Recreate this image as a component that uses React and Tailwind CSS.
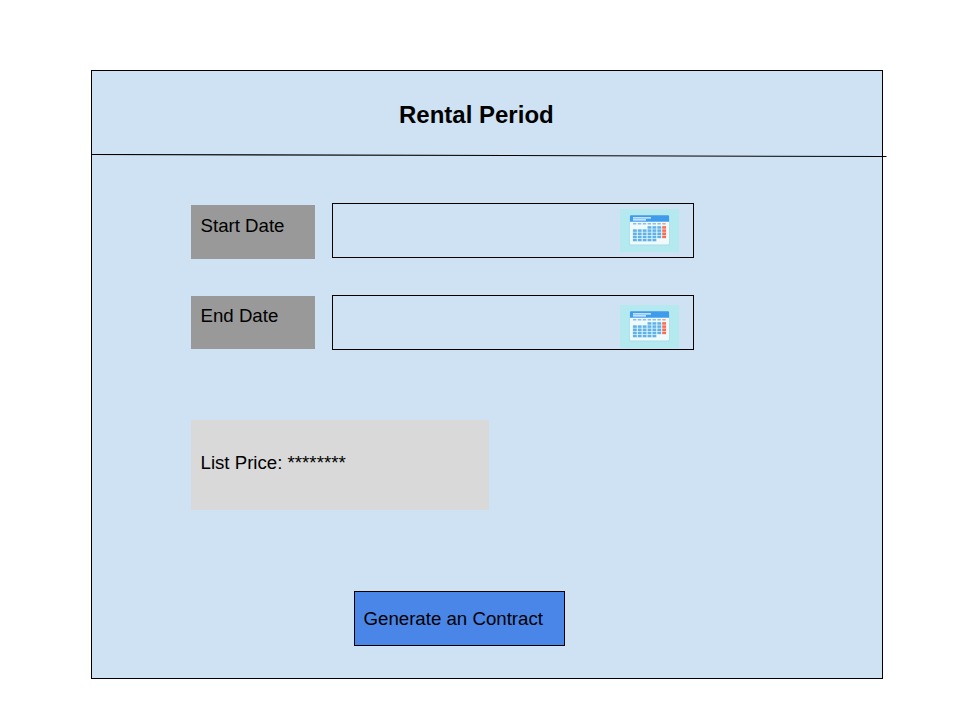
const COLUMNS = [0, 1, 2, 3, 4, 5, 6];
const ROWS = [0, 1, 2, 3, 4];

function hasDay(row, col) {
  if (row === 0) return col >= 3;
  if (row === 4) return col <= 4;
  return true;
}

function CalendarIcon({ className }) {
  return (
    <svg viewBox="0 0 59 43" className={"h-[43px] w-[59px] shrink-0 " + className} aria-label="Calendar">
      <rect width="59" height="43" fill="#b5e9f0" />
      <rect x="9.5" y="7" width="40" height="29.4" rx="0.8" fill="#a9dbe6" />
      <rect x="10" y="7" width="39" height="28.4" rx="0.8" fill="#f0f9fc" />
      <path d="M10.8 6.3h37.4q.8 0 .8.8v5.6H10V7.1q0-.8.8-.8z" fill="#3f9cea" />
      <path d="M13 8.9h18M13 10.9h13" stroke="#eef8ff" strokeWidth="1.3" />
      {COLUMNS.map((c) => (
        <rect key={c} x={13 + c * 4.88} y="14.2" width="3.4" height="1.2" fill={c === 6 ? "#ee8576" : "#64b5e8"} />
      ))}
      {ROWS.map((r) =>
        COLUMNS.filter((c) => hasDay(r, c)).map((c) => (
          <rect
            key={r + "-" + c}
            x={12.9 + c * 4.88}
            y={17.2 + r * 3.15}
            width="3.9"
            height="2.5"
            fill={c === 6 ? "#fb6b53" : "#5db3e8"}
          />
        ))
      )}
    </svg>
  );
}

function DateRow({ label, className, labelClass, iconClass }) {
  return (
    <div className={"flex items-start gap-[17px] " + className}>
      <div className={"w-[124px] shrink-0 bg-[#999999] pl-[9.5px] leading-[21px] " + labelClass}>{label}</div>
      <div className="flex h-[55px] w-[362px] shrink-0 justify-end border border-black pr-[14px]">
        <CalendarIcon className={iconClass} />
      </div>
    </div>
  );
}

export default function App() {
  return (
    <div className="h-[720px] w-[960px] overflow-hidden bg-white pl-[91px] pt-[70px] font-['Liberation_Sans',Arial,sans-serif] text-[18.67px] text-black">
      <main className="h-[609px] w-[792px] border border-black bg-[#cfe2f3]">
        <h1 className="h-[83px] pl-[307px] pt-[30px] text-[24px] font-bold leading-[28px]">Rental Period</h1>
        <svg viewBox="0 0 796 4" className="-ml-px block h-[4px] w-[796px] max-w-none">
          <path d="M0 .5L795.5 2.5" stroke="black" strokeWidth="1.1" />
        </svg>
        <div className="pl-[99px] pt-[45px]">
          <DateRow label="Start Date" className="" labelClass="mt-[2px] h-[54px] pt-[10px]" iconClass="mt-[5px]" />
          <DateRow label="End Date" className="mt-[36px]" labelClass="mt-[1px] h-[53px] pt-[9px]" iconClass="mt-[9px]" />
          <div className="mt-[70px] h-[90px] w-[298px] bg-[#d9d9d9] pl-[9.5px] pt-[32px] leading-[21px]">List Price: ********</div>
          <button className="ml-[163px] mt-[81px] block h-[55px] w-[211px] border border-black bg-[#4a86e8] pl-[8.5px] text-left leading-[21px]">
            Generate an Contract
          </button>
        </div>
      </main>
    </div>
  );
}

:::::

• Instruction
Write out the full set of lines verbatim, without the pictures.

• Output for this task
Recreate this image as a component that uses React and Tailwind CSS.
const COLUMNS = [0, 1, 2, 3, 4, 5, 6];
const ROWS = [0, 1, 2, 3, 4];

function hasDay(row, col) {
  if (row === 0) return col >= 3;
  if (row === 4) return col <= 4;
  return true;
}

function CalendarIcon({ className }) {
  return (
    <svg viewBox="0 0 59 43" className={"h-[43px] w-[59px] shrink-0 " + className} aria-label="Calendar">
      <rect width="59" height="43" fill="#b5e9f0" />
      <rect x="9.5" y="7" width="40" height="29.4" rx="0.8" fill="#a9dbe6" />
      <rect x="10" y="7" width="39" height="28.4" rx="0.8" fill="#f0f9fc" />
      <path d="M10.8 6.3h37.4q.8 0 .8.8v5.6H10V7.1q0-.8.8-.8z" fill="#3f9cea" />
      <path d="M13 8.9h18M13 10.9h13" stroke="#eef8ff" strokeWidth="1.3" />
      {COLUMNS.map((c) => (
        <rect key={c} x={13 + c * 4.88} y="14.2" width="3.4" height="1.2" fill={c === 6 ? "#ee8576" : "#64b5e8"} />
      ))}
      {ROWS.map((r) =>
        COLUMNS.filter((c) => hasDay(r, c)).map((c) => (
          <rect
            key={r + "-" + c}
            x={12.9 + c * 4.88}
            y={17.2 + r * 3.15}
            width="3.9"
            height="2.5"
            fill={c === 6 ? "#fb6b53" : "#5db3e8"}
          />
        ))
      )}
    </svg>
  );
}

function DateRow({ label, className, labelClass, iconClass }) {
  return (
    <div className={"flex items-start gap-[17px] " + className}>
      <div className={"w-[124px] shrink-0 bg-[#999999] pl-[9.5px] leading-[21px] " + labelClass}>{label}</div>
      <div className="flex h-[55px] w-[362px] shrink-0 justify-end border border-black pr-[14px]">
        <CalendarIcon className={iconClass} />
      </div>
    </div>
  );
}

export default function App() {
  return (
    <div className="h-[720px] w-[960px] overflow-hidden bg-white pl-[91px] pt-[70px] font-['Liberation_Sans',Arial,sans-serif] text-[18.67px] text-black">
      <main className="h-[609px] w-[792px] border border-black bg-[#cfe2f3]">
        <h1 className="h-[83px] pl-[307px] pt-[30px] text-[24px] font-bold leading-[28px]">Rental Period</h1>
        <svg viewBox="0 0 796 4" className="-ml-px block h-[4px] w-[796px] max-w-none">
          <path d="M0 .5L795.5 2.5" stroke="black" strokeWidth="1.1" />
        </svg>
        <div className="pl-[99px] pt-[45px]">
          <DateRow label="Start Date" className="" labelClass="mt-[2px] h-[54px] pt-[10px]" iconClass="mt-[5px]" />
          <DateRow label="End Date" className="mt-[36px]" labelClass="mt-[1px] h-[53px] pt-[9px]" iconClass="mt-[9px]" />
          <div className="mt-[70px] h-[90px] w-[298px] bg-[#d9d9d9] pl-[9.5px] pt-[32px] leading-[21px]">List Price: ********</div>
          <button className="ml-[163px] mt-[81px] block h-[55px] w-[211px] border border-black bg-[#4a86e8] pl-[8.5px] text-left leading-[21px]">
            Generate an Contract
          </button>
        </div>
      </main>
    </div>
  );
}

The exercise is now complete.